### Challenge
Only the lines from the start of the data through the line with "const [source, setSource]" belong in the copy. Restate them word for word, minus the pictures.
= = = =
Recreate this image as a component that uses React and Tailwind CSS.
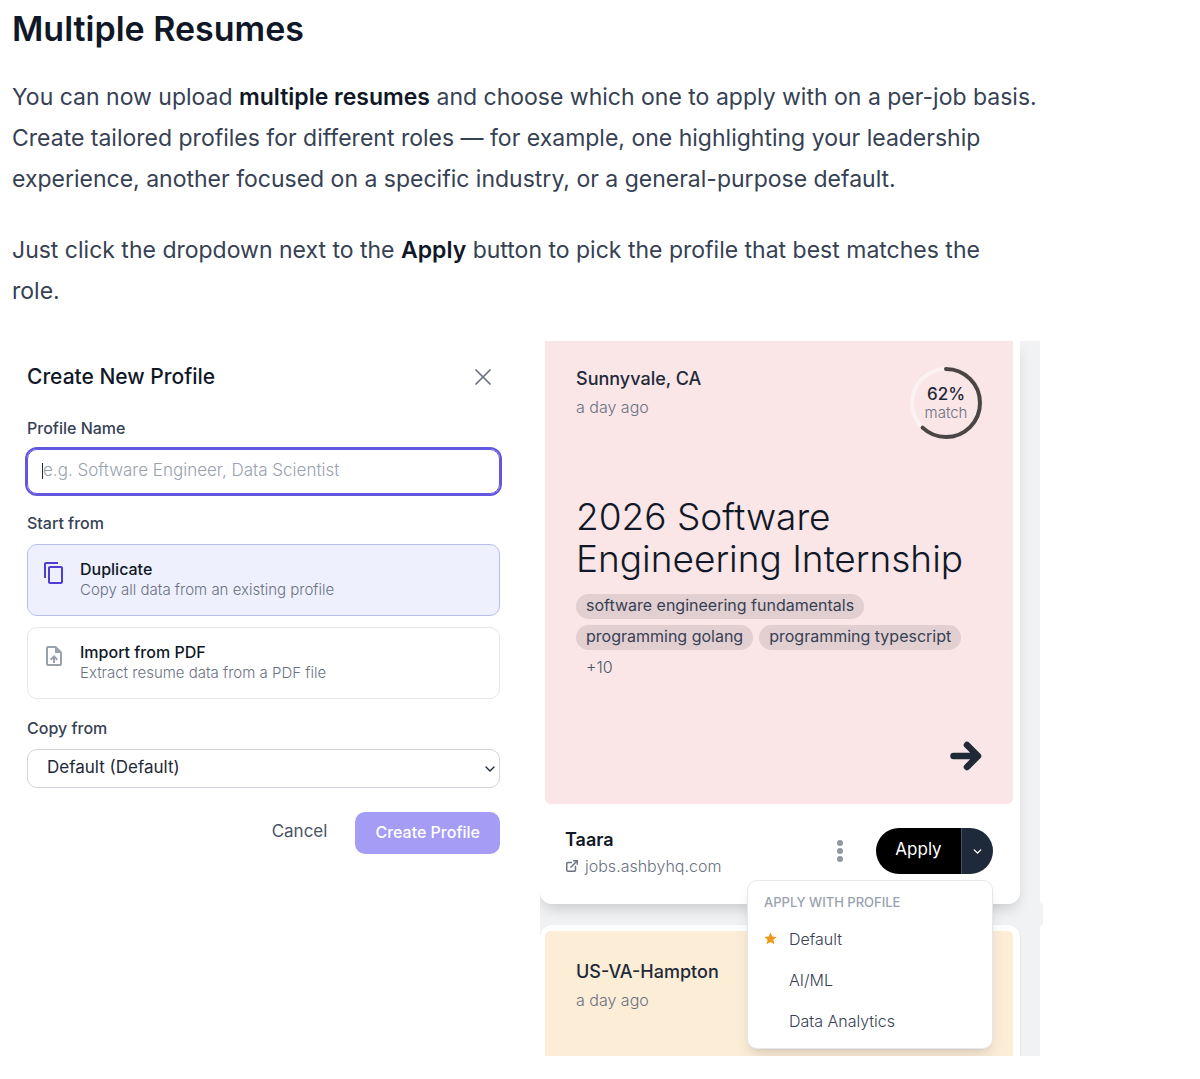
import React, { useState } from 'react';
import { X, ChevronDown, ExternalLink } from 'lucide-react';
import { MdContentCopy, MdOutlineUploadFile } from 'react-icons/md';

const profiles = ['Default', 'AI/ML', 'Data Analytics'];
const skills = ['software engineering fundamentals', 'programming golang', 'programming typescript'];

const OptionCard = ({ icon, title, text, active, onClick }) => (
  <button
    type="button"
    aria-pressed={active}
    onClick={onClick}
    className={`flex w-full items-start gap-[14px] rounded-[10px] border px-[14px] pt-[13px] pb-[15px] text-left ${active ? 'border-[#b9bdf0] bg-[#eef0fd]' : 'border-gray-200 bg-white'}`}
  >
    <span className={`mt-[3px] ${active ? 'text-[#4f3fd0]' : 'text-gray-400'}`}>{icon}</span>
    <span className="flex flex-col">
      <span className="text-[16px] leading-[22px] font-medium text-gray-900">{title}</span>
      <span className="text-[15px] leading-5 font-light text-gray-500">{text}</span>
    </span>
  </button>
);

const CreateProfileForm = () => {
  const [name, setName] = useState('');
  const [source, setSource] = useState('duplicate');

  return (
    <form className="px-[15px] pt-[22px]" onSubmit={(e) => e.preventDefault()}>
      <div className="flex items-center justify-between pr-[3px]">
        <h2 className="text-[21px] leading-7 font-medium text-gray-900">Create New Profile</h2>
        <button type="button" aria-label="Close" className="text-gray-500">
          <X size={28} strokeWidth={1.5} />
        </button>
      </div>

      <label htmlFor="profile-name" className="mt-[25px] block text-[16px] leading-6 font-medium text-gray-700">
        Profile Name
      </label>
      <div className="relative mt-[9px]">
        <input
          id="profile-name"
          type="text"
          value={name}
          onChange={(e) => setName(e.target.value)}
          placeholder="e.g. Software Engineer, Data Scientist"
          className="block h-[45px] w-full rounded-[10px] border border-[#6357e0] px-[15px] pb-1 text-[17px] font-light text-gray-800 ring-2 ring-[#6357e0] outline-none placeholder:text-gray-400"
        />
        {!name && <span className="pointer-events-none absolute top-[14px] left-[15px] h-4 w-px bg-gray-800" />}
      </div>

      <p className="mt-[17px] text-[16px] leading-6 font-medium text-gray-700">Start from</p>
      <div className="mt-[9px] flex flex-col gap-[11px]">
        <OptionCard
          icon={<MdContentCopy size={24} />}
          title="Duplicate"
          text="Copy all data from an existing profile"
          active={source === 'duplicate'}
          onClick={() => setSource('duplicate')}
        />
        <OptionCard
          icon={<MdOutlineUploadFile size={24} />}
          title="Import from PDF"
          text="Extract resume data from a PDF file"
          active={source === 'pdf'}
          onClick={() => setSource('pdf')}
        />
      </div>

      <label htmlFor="copy-from" className="mt-[17px] block text-[16px] leading-6 font-medium text-gray-700">
        Copy from
      </label>
      <div className="relative mt-[9px]">
        <select
          id="copy-from"
          className="block h-[39px] w-full appearance-none rounded-[10px] border border-gray-300 bg-white px-[19px] pb-[2px] text-[17px] text-gray-800"
        >
          <option>Default (Default)</option>
        </select>
        <ChevronDown size={16} className="pointer-events-none absolute top-3 right-[2px] text-gray-800" />
      </div>

      <div className="mt-6 flex items-center justify-end gap-7">
        <button type="button" className="pb-[2px] text-[17px] text-gray-600">Cancel</button>
        <button type="submit" className="h-[42px] rounded-[10px] bg-[#a59cf5] px-5 pb-[2px] text-[16px] font-medium text-white">
          Create Profile
        </button>
      </div>
    </form>
  );
};

const MatchRing = ({ percent }) => {
  const length = 2 * Math.PI * 34;
  return (
    <div className="relative size-[72px]">
      <svg viewBox="0 0 72 72" className="size-full -rotate-90" fill="none" strokeWidth="4">
        <circle cx="36" cy="36" r="34" stroke="#ffffff" strokeOpacity="0.5" />
        <circle
          cx="36"
          cy="36"
          r="34"
          stroke="#4b4645"
          strokeLinecap="round"
          strokeDasharray={`${(length * percent) / 100} ${length}`}
        />
      </svg>
      <div className="absolute inset-0 flex flex-col items-center justify-center">
        <span className="text-[17px] leading-5 font-medium text-gray-800">{percent}%</span>
        <span className="text-[15px] leading-[18px] font-light text-gray-500">match</span>
      </div>
    </div>
  );
};

const Place = ({ name, when }) => (
  <div>
    <p className="text-[18px] leading-6 font-medium text-gray-800">{name}</p>
    <p className="mt-1 text-[16px] leading-6 font-light text-gray-500">{when}</p>
  </div>
);

const ApplyMenu = () => (
  <div className="absolute top-full right-0 mt-[6px] w-[246px] rounded-[10px] border border-gray-200 bg-white pt-[9px] pb-[7px] shadow-lg">
    <p className="px-4 text-[13px] leading-6 font-medium text-gray-400">APPLY WITH PROFILE</p>
    <ul className="mt-1">
      {profiles.map((p, i) => (
        <li key={p}>
          <button type="button" className="flex h-[41px] w-full items-center gap-3 px-4 text-[16px] font-light text-gray-700">
            <span className="flex w-[13px] justify-center">
              {i === 0 && (
                <svg viewBox="0 0 24 24" className="size-[13px] shrink-0" fill="#eb9a1c">
                  <path d="M12 .8l3.300 7.600 8.300.7-6.300 5.400 1.900 8.100L12 18.300l-7.200 4.300 1.900-8.100L.4 9.100l8.300-.7z" />
                </svg>
              )}
            </span>
            {p}
          </button>
        </li>
      ))}
    </ul>
  </div>
);

const JobCard = () => (
  <article className="relative z-10 rounded-b-xl bg-white pr-[7px] pl-[5px] shadow-[0_8px_14px_-3px_rgba(0,0,0,0.16)]">
    <div className="rounded-b-md bg-[#fae5e7] px-[31px] pt-[26px] pb-[33px]">
      <div className="flex items-start justify-between">
        <Place name="Sunnyvale, CA" when="a day ago" />
        <MatchRing percent={62} />
      </div>
      <h3 className="mt-[57px] text-[37px] leading-[42px] font-light text-gray-900">
        2026 Software Engineering Internship
      </h3>
      <div className="mt-[14px] flex flex-wrap gap-[6px] text-[16px] leading-[23px]">
        {skills.map((s) => (
          <span key={s} className="h-[25px] rounded-full bg-[#e2cfd2] px-[10px] text-gray-700">{s}</span>
        ))}
        <span className="h-[25px] px-[10px] font-light text-gray-600">+10</span>
      </div>
      <div className="mt-[60px] flex justify-end">
        <button type="button" aria-label="Open job">
          <svg viewBox="0 0 32 30" className="h-[30px] w-8" fill="none" stroke="#1f2937" strokeWidth="6.500" strokeLinecap="round" strokeLinejoin="round">
            <path d="M3.500 15H27M17 4l11 11-11 11" />
          </svg>
        </button>
      </div>
    </div>

    <div className="flex items-start justify-between pt-6 pr-5 pb-[26px] pl-5">
      <div>
        <p className="text-[18px] leading-6 font-semibold text-gray-900">Taara</p>
        <a href="#jobs" className="mt-[2px] flex items-center gap-[6px] text-[16px] leading-6 font-light text-gray-500">
          <ExternalLink size={14} strokeWidth={2.5} />
          jobs.ashbyhq.com
        </a>
      </div>
      <div className="flex items-center gap-[33px]">
        <button type="button" aria-label="More actions">
          <svg viewBox="0 0 6 22" className="h-[22px] w-[6px]" fill="#9297a0">
            <circle cx="3" cy="3" r="3" />
            <circle cx="3" cy="11" r="3" />
            <circle cx="3" cy="19" r="3" />
          </svg>
        </button>
        <div className="relative flex h-[46px]">
          <button type="button" className="w-[85px] rounded-l-full bg-black pb-[2px] text-[17px] text-white">Apply</button>
          <button type="button" aria-label="Choose profile" className="flex w-8 items-center justify-center rounded-r-full border-l border-gray-600 bg-gray-800 text-white">
            <ChevronDown size={13} strokeWidth={2.5} />
          </button>
          <ApplyMenu />
        </div>
      </div>
    </div>
  </article>
);

const JobFeed = () => (
  <section className="flex gap-5 overflow-hidden bg-[#f1f2f4]">
    <div className="flex flex-1 flex-col gap-[21px]">
      <JobCard />
      <article className="rounded-t-xl bg-white pt-[6px] pr-[7px] pl-[5px] shadow-sm">
        <div className="h-[125px] rounded-t-md bg-[#fcedd7] px-[31px] pt-[29px]">
          <Place name="US-VA-Hampton" when="a day ago" />
        </div>
      </article>
    </div>
    {/* edge of the next column */}
    <div className="flex w-[3px] flex-col gap-[21px]">
      <div className="flex-1 rounded-bl-[3px] bg-white" />
      <div className="h-[131px] rounded-tl-[3px] bg-white" />
    </div>
  </section>
);

export default function App() {
  return (
    <main className="bg-white px-3 pt-[9px] pb-6 font-[Inter,sans-serif]">
      <h1 className="text-[34px] leading-10 font-semibold text-gray-900">Multiple Resumes</h1>
      <div className="mt-7 flex flex-col gap-[30px] text-[23px] leading-[41px] text-gray-700">
        <p className="max-w-[1036px]">
          You can now upload <strong className="font-semibold text-gray-900">multiple resumes</strong> and choose which one to
          apply with on a per-job basis. Create tailored profiles for different roles — for example, one highlighting your
          leadership experience, another focused on a specific industry, or a general-purpose default.
        </p>
        <p className="max-w-[1010px]">
          Just click the dropdown next to the <strong className="font-semibold text-gray-900">Apply</strong> button to pick
          the profile that best matches the role.
        </p>
      </div>
      <div className="mt-[29px] grid max-w-[1031px] grid-cols-2 gap-[25px]">
        <CreateProfileForm />
        <JobFeed />
      </div>
    </main>
  );
}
= = = =
### Task answer
Recreate this image as a component that uses React and Tailwind CSS.
import React, { useState } from 'react';
import { X, ChevronDown, ExternalLink } from 'lucide-react';
import { MdContentCopy, MdOutlineUploadFile } from 'react-icons/md';

const profiles = ['Default', 'AI/ML', 'Data Analytics'];
const skills = ['software engineering fundamentals', 'programming golang', 'programming typescript'];

const OptionCard = ({ icon, title, text, active, onClick }) => (
  <button
    type="button"
    aria-pressed={active}
    onClick={onClick}
    className={`flex w-full items-start gap-[14px] rounded-[10px] border px-[14px] pt-[13px] pb-[15px] text-left ${active ? 'border-[#b9bdf0] bg-[#eef0fd]' : 'border-gray-200 bg-white'}`}
  >
    <span className={`mt-[3px] ${active ? 'text-[#4f3fd0]' : 'text-gray-400'}`}>{icon}</span>
    <span className="flex flex-col">
      <span className="text-[16px] leading-[22px] font-medium text-gray-900">{title}</span>
      <span className="text-[15px] leading-5 font-light text-gray-500">{text}</span>
    </span>
  </button>
);

const CreateProfileForm = () => {
  const [name, setName] = useState('');
  const [source, setSource] = useState('duplicate');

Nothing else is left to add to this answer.